Even our family and friends are confused about prices. They’ll go to the mall and see cheap things and they’ll ask, ‘Why does your stuff cost so much?’
Chelsea Mazur, co-founder of People’s Product
Implementing sustainable practices ― which often go hand in hand with fair and ethical practices ― also tends to be more expensive. For that reason, it can be difficult to even get started in this area of the fashion industry, People’s Product’s Mazur told HuffPost.
The Toronto-based brand, which Mazur said counts sustainability as part of its overall mission, has only been operating for about two years. For much of that time, she added, funding has been “a continuous rolling thing we have been working on.”
Working with fair trade artisans and fabrics like silk, Mazur said, can increase the price of final products. Additionally, it becomes difficult to convince customers that what they’re getting is worth the higher-than-fast-fashion price tag.
“Even our family and friends are confused about prices. They’ll go to the mall and see cheap things and they’ll ask, ‘Why does your stuff cost so much?’ And then you have to give them the explanation about how the fashion industry is flawed,” she said.
“You kind of have to educate consumers, and obviously brands and huge corporations don’t want to lose their customers and have to charge tons. So they keep going on [the way they are],” Mazur explained.
Despite the challenges, sustainability and profitability can co-exist.
That’s how Haleli feels.
“It is absolutely possible to build a profitable and sustainable and responsible ― ethically and socially ― fashion company,” he said bluntly. “It is 100 percent possible. The math adds up. I’m looking at the math every day. it is definitely doable.”
Kotn and Reformation, both of which are essentially paving the way for smaller brands like People’s Product to succeed in the world of ethical and sustainable fashion, prove Haleli’s point. According to a story published by Business of Fashion, Reformation, which was founded in 2009, has grown an average of 60 percent year-over-year since 2014 and brought in an estimated $100 million in revenue in 2017.
Meanwhile, Kotn has seen a 37 percent growth year-over-year since launching in 2015, according to Forbes, and this year expanded into the United States with its first brick-and-mortar store in the country. Kotn also has a physical store in Toronto and will open one in Vancouver, Canada, in November 2018.

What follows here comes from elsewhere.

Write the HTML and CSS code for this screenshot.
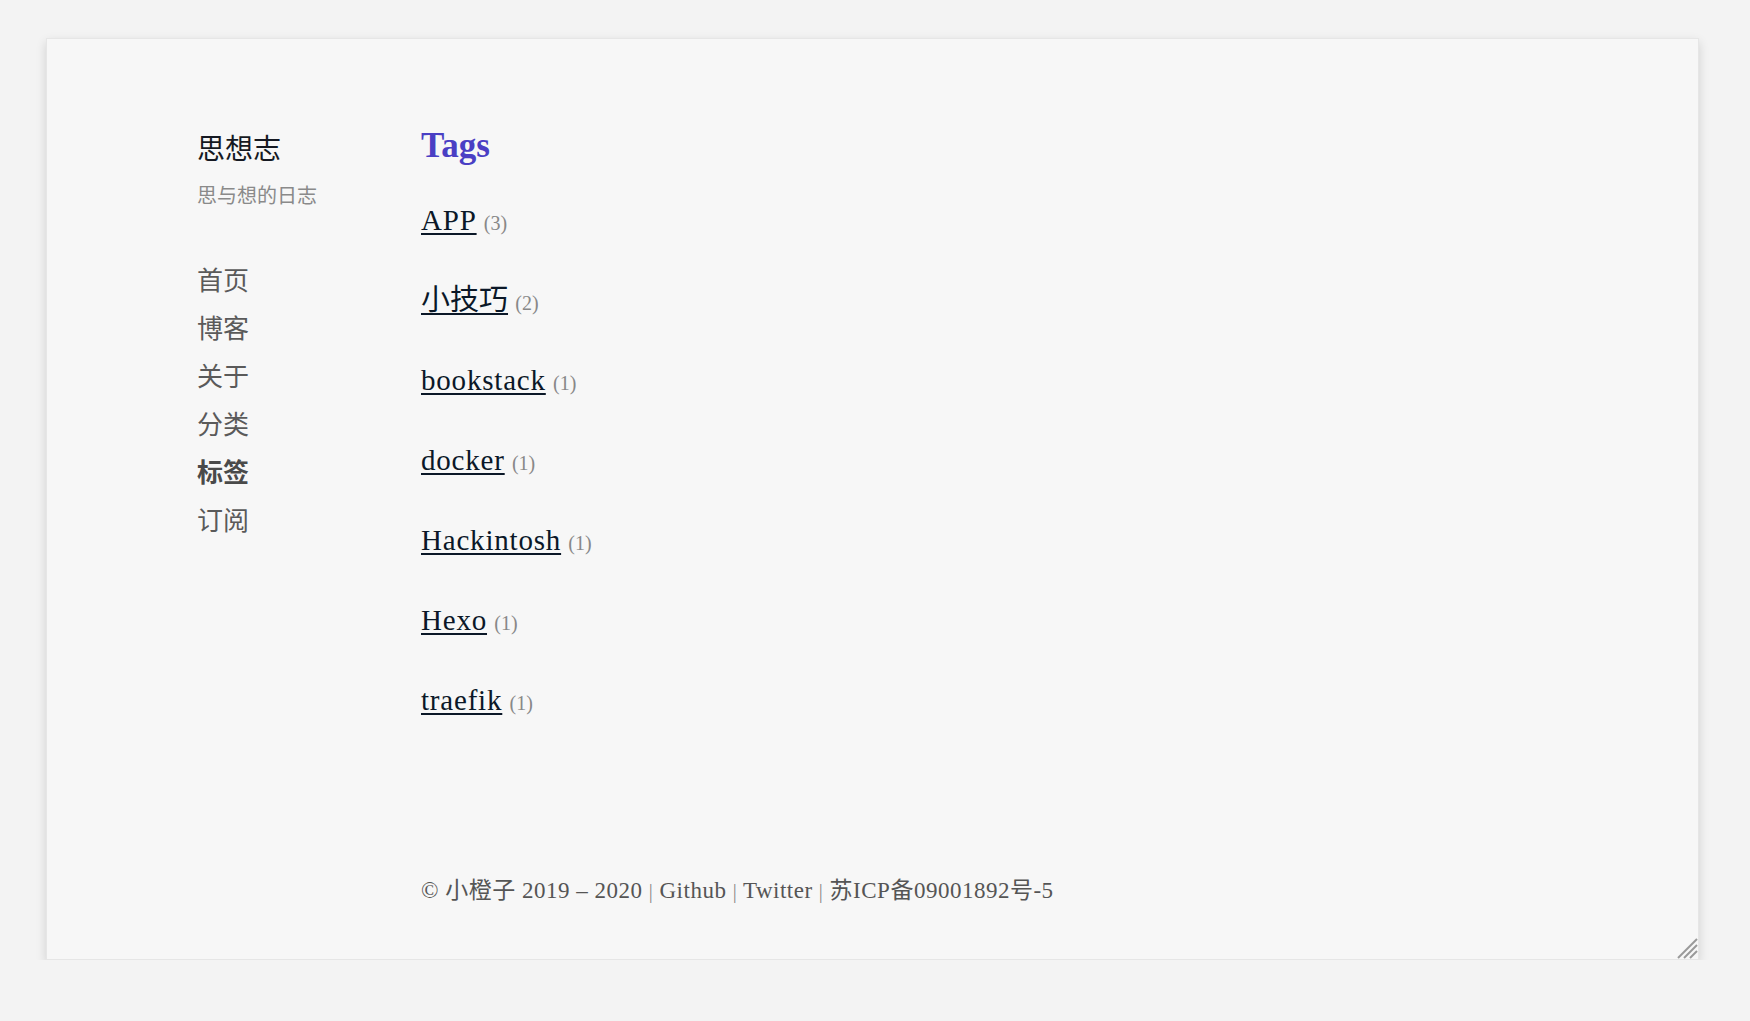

If it’s possible to build a profitable and sustainable fashion company, why aren’t bigger fast-fashion brands following suit?
This is a big question that can’t be answered easily, but Mazur, Helali and Talbot offered some thoughts on the matter.
“I think it boils down to a handful of things,” Helali said, one of them being that big fashion brands, whether in the luxury space or fast-fashion world, are, well, big.
“Not to make an excuse, but when [a company] is built from the ground up on a presumption of consumption and quick delivery and user or consumer habits that were very prominent, especially in the ’90s and 2000s, it’s, I assume, expensive and difficult to reverse those,” he said.
Talbot noted that major brands, which have been operating a lot longer than Kotn or Reformation, are “bigger ships to turn.”
“They’re giant ships on the open water, and even if they know they’re headed the wrong direction, it takes so much effort and so much more time for them to change direction or pivot,” she said.
“I’m not even trying to bash the big guys,” Talbot added. “They have started to invest in some of these solutions ― they’ll do it in sort of capsule collections, when it comes to better materials and things like that ― but they fundamentally can’t support some of those changes because all of their infrastructure and how their business is set up is not facilitating that.”
There isn’t enough consumer pressure for it to become detrimental for [fast-fashion brands] to operate in the way they’re operating now.
Rami Haledi, co-founder of Kotn
Over the years, we’ve seen some big brands, like H&M and Levi’s, dip their toes into the world of sustainability. The Swedish mega-retailer, for example, launched its eco-friendly Conscious Collection back in 2012, and it also has a goal of becoming climate-positive throughout its value chain by 2040. Meanwhile, the denim giant has taken steps toward a more sustainable process with its Water<Less initiative, which launched in 2011; the initiative’s goal is to reduce the amount of water Levi’s uses in its finishing processes.
Talbot said that in her opinion, there hasn’t really been enough “proof of concept” that sustainable brands can truly succeed.
“A big part of the Reformation identity and part of our mission is to show that you can make sustainable fashion for everyone and you can do this to scale,” she said. “I do think that for those of us that are working in the space, we’re trying to show what’s working and what’s not, and ultimately prove the old model wrong.”
Then, of course, there are consumer habits and consumer demands. If consumers continue buying what fast-fashion brands are selling ― cheap garments that will likely end up in landfills ― those brands will continue to produce products as they have for years.
But if the majority of consumers demand clothing that’s made ethically and sustainably, brands won’t have much choice but to follow that lead.
“There isn’t enough consumer pressure for it to become detrimental for [fast-fashion brands] to operate in the way they’re operating now,” Helali said. “I would say now, the general environment is that consumers are leaning toward wanting sustainable practices, ethical practices and that whole thing, but it’s clearly not enough, because if we leaned enough and made it unprofitable to operate in an environmentally detrimental way, there would be no business.”
The non-sustainable fast-fashion companies, Helali said, are chasing profit and will go wherever consumers allocate that profit.
“If we as a mass allocate a preference to environmentally sustainable, ethically produced products in a range of categories, not just fashion, the market will follow,” Helali said.
Mazur agreed, saying, “Once the consumers have a mindset where they want a quality product that’s going to last them, and they want to know where it was made and who it was made by, companies are going to have to cater to the demand.”